[Information shown]
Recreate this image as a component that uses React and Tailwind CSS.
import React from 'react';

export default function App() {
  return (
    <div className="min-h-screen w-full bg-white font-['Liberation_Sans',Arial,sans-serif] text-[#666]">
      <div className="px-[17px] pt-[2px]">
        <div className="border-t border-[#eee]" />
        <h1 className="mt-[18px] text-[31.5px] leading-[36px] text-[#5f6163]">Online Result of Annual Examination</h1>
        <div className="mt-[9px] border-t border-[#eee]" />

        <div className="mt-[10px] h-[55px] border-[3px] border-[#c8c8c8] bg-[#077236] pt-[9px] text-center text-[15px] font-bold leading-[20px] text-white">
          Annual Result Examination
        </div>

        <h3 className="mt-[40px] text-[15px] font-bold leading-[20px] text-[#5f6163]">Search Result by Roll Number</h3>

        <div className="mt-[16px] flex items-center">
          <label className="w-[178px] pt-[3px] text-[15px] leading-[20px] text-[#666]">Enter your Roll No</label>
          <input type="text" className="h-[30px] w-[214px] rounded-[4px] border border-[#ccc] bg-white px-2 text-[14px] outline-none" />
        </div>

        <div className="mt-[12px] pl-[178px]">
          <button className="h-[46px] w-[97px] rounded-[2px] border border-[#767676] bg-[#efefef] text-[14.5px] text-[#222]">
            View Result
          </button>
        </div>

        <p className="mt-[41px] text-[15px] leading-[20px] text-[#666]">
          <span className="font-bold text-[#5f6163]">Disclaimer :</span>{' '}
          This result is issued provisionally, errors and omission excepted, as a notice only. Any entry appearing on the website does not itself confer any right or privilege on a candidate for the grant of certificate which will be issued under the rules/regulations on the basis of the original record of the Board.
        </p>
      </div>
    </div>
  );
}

[Your instructions] Using the data above, reproduce every line exactly.

[Result of this task]
Recreate this image as a component that uses React and Tailwind CSS.
import React from 'react';

export default function App() {
  return (
    <div className="min-h-screen w-full bg-white font-['Liberation_Sans',Arial,sans-serif] text-[#666]">
      <div className="px-[17px] pt-[2px]">
        <div className="border-t border-[#eee]" />
        <h1 className="mt-[18px] text-[31.5px] leading-[36px] text-[#5f6163]">Online Result of Annual Examination</h1>
        <div className="mt-[9px] border-t border-[#eee]" />

        <div className="mt-[10px] h-[55px] border-[3px] border-[#c8c8c8] bg-[#077236] pt-[9px] text-center text-[15px] font-bold leading-[20px] text-white">
          Annual Result Examination
        </div>

        <h3 className="mt-[40px] text-[15px] font-bold leading-[20px] text-[#5f6163]">Search Result by Roll Number</h3>

        <div className="mt-[16px] flex items-center">
          <label className="w-[178px] pt-[3px] text-[15px] leading-[20px] text-[#666]">Enter your Roll No</label>
          <input type="text" className="h-[30px] w-[214px] rounded-[4px] border border-[#ccc] bg-white px-2 text-[14px] outline-none" />
        </div>

        <div className="mt-[12px] pl-[178px]">
          <button className="h-[46px] w-[97px] rounded-[2px] border border-[#767676] bg-[#efefef] text-[14.5px] text-[#222]">
            View Result
          </button>
        </div>

        <p className="mt-[41px] text-[15px] leading-[20px] text-[#666]">
          <span className="font-bold text-[#5f6163]">Disclaimer :</span>{' '}
          This result is issued provisionally, errors and omission excepted, as a notice only. Any entry appearing on the website does not itself confer any right or privilege on a candidate for the grant of certificate which will be issued under the rules/regulations on the basis of the original record of the Board.
        </p>
      </div>
    </div>
  );
}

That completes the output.